Emine Gözen - İzmir
Dört yıl önceydi, Fikriye Özgöçmen, 40 yaşında acı haberle sarsıldı. Göğüs kanseriydi. Çorlu'da astsubay eşi Necdet, iki çocuğu Ebru ve Togay'ın desteklerini aldı, direnecek, hastalığı yenecekti.
Bu acı haberin üstünden birbuçuk ay bile geçmeden ikincisi geldi. Özgöçmen çiftinin güzelliği, üç yaşında girdiği yarışmada Türkiye ikincisi olarak tescillenen, İstanbul Üniversitesi Matematik Bölümü öğrencisi kızları Ebru Özgöçmen (23) üç arkadaşıyla birlikte trafik kazasında öldü.
Ramazan Bayramı için evine gelen Ebru, çocukluk arkadaşlarıyla Silivri'ye gezmeye giderken trafik canavarına yakalandı. Karşı yönden gelen alkolllü sürücü Gürbüz Gürses, gençlerin otomobiline bindirdi.

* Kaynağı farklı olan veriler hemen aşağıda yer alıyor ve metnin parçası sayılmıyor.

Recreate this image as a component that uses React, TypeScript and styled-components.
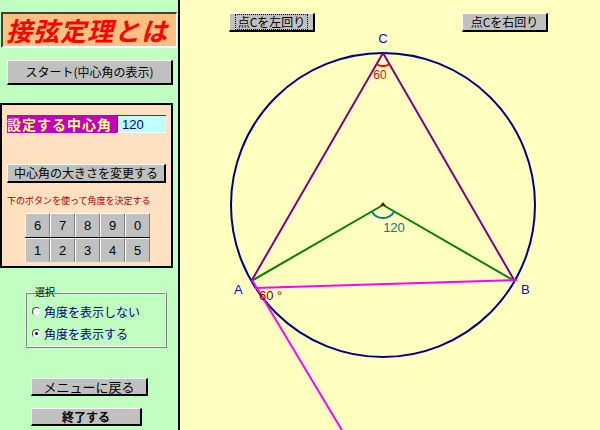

Gürses ve iki arkadaşı araçlarında yanarak ölürken otomobillerinden fırlayan Ebru ve üç arkadaşını arkadan gelen başka bir
araba ezdi. Yedi kişinin öldüğü kaza yerine bile gelmeyen savcı, kazaya karışan bu ikinci otomobilin, yolu tıkamaması için salıverilmesini istedi.
Kansere savaş açan Fikriye Hanım, bunları öğrendiğinde çılgına döndü. 20 Şubat 1995 gecesi meydana gelen kazada, bilirkişi raporuna dayanılarak hakkında dava açılmayan Necdet Cin'in peşine düştü. Altı ay dedektif gibi çalıştı. Servise çekilen otomobilini buldu, fotoğrafladı ve delil olarak mahkemeye sundu.

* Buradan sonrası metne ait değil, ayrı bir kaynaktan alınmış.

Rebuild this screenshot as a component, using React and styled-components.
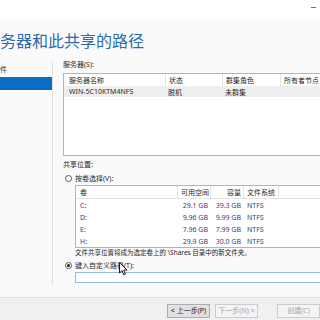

Necdet Cin hakkında, "Dikkatsizlik ve tedbirsizlik nedeniyle yedi kişinin ölümüne neden olmak"tan toplam 20 yıl hapis istemiyle dava açtırmayı başardı, ancak tutuksuz yargılanan Cin'i mahkemeye getirtemedi.
İki yıl önce aile İzmir'e göçerken kanser tedavisini, öte yandan hukuk savaşını sürdüren Fikriye Hanım şöyle yakındı:
"Dava dört yıldır sürüyor. Kusur oranıyla ilgili üç farklı rapor verildi. Görgü tanıklarını bulmasak dava bile açılmayacaktı. Dört hayat dolu gencin kaza sırasında tüm kıymetli eşyaları çalınmıştı. Kızım olmadan, yaşamamın anlamı da yok, ama o adamın ceza alacağı günü görmeden ölmek istemiyorum. Kızım en büyük desteğimdi, her şeyimdi. Ebru'lar ölmesin artık."
Cin'in karıştığı kazada ölüme neden olmadığı konusunda üç ayrı rapor verildiğini söyleyen Baba Necdet Bey de şunları söyledi:
"Yedi kişinin öldüğü bir kazaya nasıl savcı gelmez? Bunu hala anlayamadık? Bir de af gündemde. Cinayet gibi kazaları yapanları demir parmaklıkların arkasına gönderemezken, girenleri de çıkarmayı düşünmek neyin nesi?"
İstanbul Şişecam Fabrikası'nda çalışan Necdet Cin (50), talimatla alınan ifadesinde, "Toz bulutu önüme çıktı. Göremedim, sadece motor parçalarına çarptım. Benim suçum yok" dedi.